Nasrallah first admitted that his organization was offering direct assistance to the Palestinians in March 2002, at the height of the Al-Aqsa intifada, after three Hezbollah members were arrested by the Jordanian authorities for attempting to smuggle Katyusha rockets into the West Bank. Far from apologizing, Nasrallah said that "it is a duty to send arms to Palestinians from any possible place."
Nasrallah made an even more explicit statement at the funeral for Ghaleb Awali, a senior Hezbollah official killed in a car bomb assassination in Beirut in July 2004, an act believed to have been the work of Israel's Mossad intelligence agency.
Nasrallah hailed Mr. Awali as a member of the "team that dedicated their lives in the last few years to support his brothers in occupied Palestine. We do not want to hide this truth but we announce it and are proud of it."
More recently, Lebanon's Al-Akhbar newspaper in January and February published details of the assistance provided to the Palestinians in Gaza by Imad Mughniyah, Hezbollah's top military commander who died in a car bomb explosion in Damascus in February 2008.
"He worked on this task long and scrupulously, along with the leaders of the Palestinian factions who were in charge of this issue in Gaza, the West Bank, and the rest of Palestine," wrote Ibrahim al-Amine, the general manager of Al Akhbar who enjoys unparalleled access to Hezbollah.
Why now?
Hezbollah has vowed to avenge Mr. Mughniyah's assassination, but Amal Saad-Ghorayeb, a Lebanese expert on the Shiite group, says Israeli civilians holidaying in an Arab country are an unlikely target.
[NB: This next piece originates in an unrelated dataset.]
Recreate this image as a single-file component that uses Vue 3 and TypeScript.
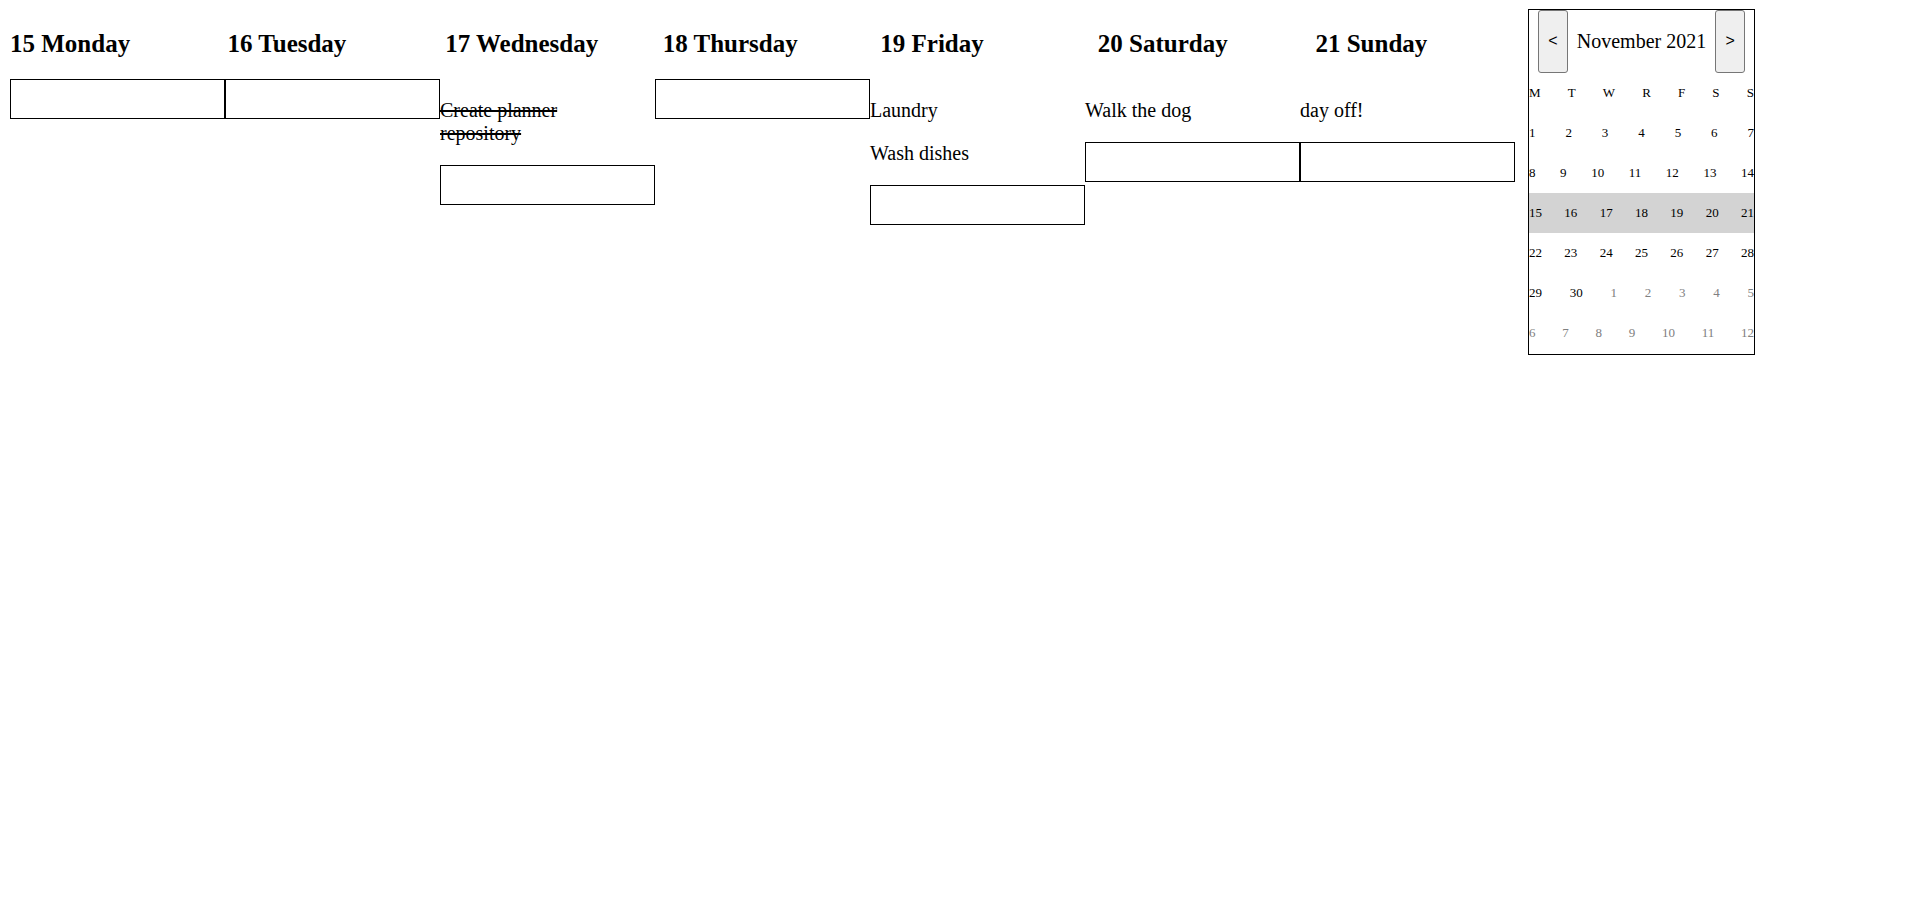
<script setup lang="ts">
import { reactive } from 'vue'

interface Task {
  text: string
  done: boolean
}

interface Day {
  date: number
  name: string
  draft: string
  tasks: Task[]
}

interface Cell {
  date: number
  outside: boolean
}

const days = reactive<Day[]>([
  { date: 15, name: 'Monday', draft: '', tasks: [] },
  { date: 16, name: 'Tuesday', draft: '', tasks: [] },
  { date: 17, name: 'Wednesday', draft: '', tasks: [{ text: 'Create planner repository', done: true }] },
  { date: 18, name: 'Thursday', draft: '', tasks: [] },
  {
    date: 19,
    name: 'Friday',
    draft: '',
    tasks: [
      { text: 'Laundry', done: false },
      { text: 'Wash dishes', done: false },
    ],
  },
  { date: 20, name: 'Saturday', draft: '', tasks: [{ text: 'Walk the dog', done: false }] },
  { date: 21, name: 'Sunday', draft: '', tasks: [{ text: 'day off!', done: false }] },
])

const weekdays = ['M', 'T', 'W', 'R', 'F', 'S', 'S']
const daysInMonth = 30
const currentWeek = 2

const weeks: Cell[][] = Array.from({ length: 6 }, (_, w) =>
  Array.from({ length: 7 }, (_, d) => {
    const n = w * 7 + d + 1
    return n > daysInMonth ? { date: n - daysInMonth, outside: true } : { date: n, outside: false }
  }),
)

function addTask(day: Day) {
  const text = day.draft.trim()
  if (!text) return
  day.tasks.push({ text, done: false })
  day.draft = ''
}
</script>

<template>
  <main class="page">
    <section class="planner">
      <header class="headings">
        <h2 v-for="day in days" :key="day.date">{{ day.date }} {{ day.name }}</h2>
      </header>
      <div class="columns">
        <div v-for="day in days" :key="day.date" class="column">
          <p
            v-for="(task, i) in day.tasks"
            :key="i"
            class="task"
            :class="{ done: task.done }"
            @click="task.done = !task.done"
          >{{ task.text }}</p>
          <input
            v-model="day.draft"
            class="entry"
            type="text"
            :aria-label="`New task for ${day.name}`"
            @keyup.enter="addTask(day)"
          >
        </div>
      </div>
    </section>

    <aside class="calendar">
      <div class="month">
        <button type="button" aria-label="Previous month">&lt;</button>
        <span>November 2021</span>
        <button type="button" aria-label="Next month">&gt;</button>
      </div>
      <table>
        <thead>
          <tr>
            <th v-for="(name, i) in weekdays" :key="i" scope="col">{{ name }}</th>
          </tr>
        </thead>
        <tbody>
          <tr v-for="(week, w) in weeks" :key="w" :class="{ current: w === currentWeek }">
            <td v-for="cell in week" :key="cell.date" :class="{ outside: cell.outside }">{{ cell.date }}</td>
          </tr>
        </tbody>
      </table>
    </aside>
  </main>
</template>

<style>
body {
  margin: 0;
  background: #fff;
}
</style>

<style scoped>
.page {
  display: grid;
  grid-template-columns: minmax(0, 1505fr) 227px minmax(0, 142fr);
  column-gap: 13px;
  align-items: start;
  padding: 9px 10px;
  font-family: "Liberation Serif", "Times New Roman", serif;
  font-size: 20px;
  line-height: 23px;
  color: #000;
}

/* The heading strip runs slightly wider than the columns below it. */
.headings {
  display: grid;
  grid-template-columns: repeat(7, minmax(0, 1fr));
  margin-right: -18px;
  padding: 20px 0;
}

h2 {
  margin: 0;
  font-size: 25px;
  font-weight: bold;
  line-height: 30px;
}

.columns {
  display: grid;
  grid-template-columns: repeat(7, minmax(0, 1fr));
  align-items: start;
}

.column {
  display: flex;
  flex-direction: column;
}

.task {
  margin: 0;
  padding: 0 32px 20px 0;
  cursor: pointer;
}

.task:first-child {
  padding-top: 20px;
}

.done {
  text-decoration: line-through 2px;
}

.entry {
  box-sizing: border-box;
  width: 100%;
  height: 40px;
  margin: 0;
  padding: 0 8px;
  border: 1px solid #000;
  border-radius: 0;
  background: #fff;
  font: inherit;
}

.calendar {
  padding-bottom: 1px;
  border: 1px solid #000;
}

.month {
  display: flex;
  justify-content: space-evenly;
  align-items: center;
}

.month span {
  white-space: nowrap;
}

.month button {
  width: 30px;
  height: 63px;
  padding: 0 0 2px;
  border: 1px solid #767676;
  border-radius: 3px;
  background: #efefef;
  color: #000;
  font-family: "Liberation Sans", Arial, sans-serif;
  font-size: 16px;
}

table,
thead,
tbody {
  display: block;
}

tr {
  display: flex;
  justify-content: space-between;
  align-items: center;
  height: 40px;
}

th,
td {
  padding: 0 0 2px;
  font-size: 13px;
  font-weight: normal;
  line-height: 15px;
}

.current {
  background: lightgray;
}

.outside {
  color: gray;
}
</style>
"I don't think that Hezbollah would respond in Egypt. It would be inconsistent with Hezbollah's style," she says. Most analysts suspect that Hezbollah's preferred target would be a political or military institution.
Ms. Saad-Ghorayeb questioned the timing of the revelations by Egypt, suggesting that it was a result of the public spat between Nasrallah and the Egyptian leadership during Israel's offensive against Gaza three months ago.
"Egypt feels it is losing its regional role and is trying desperately hard to reverse these losses," she says.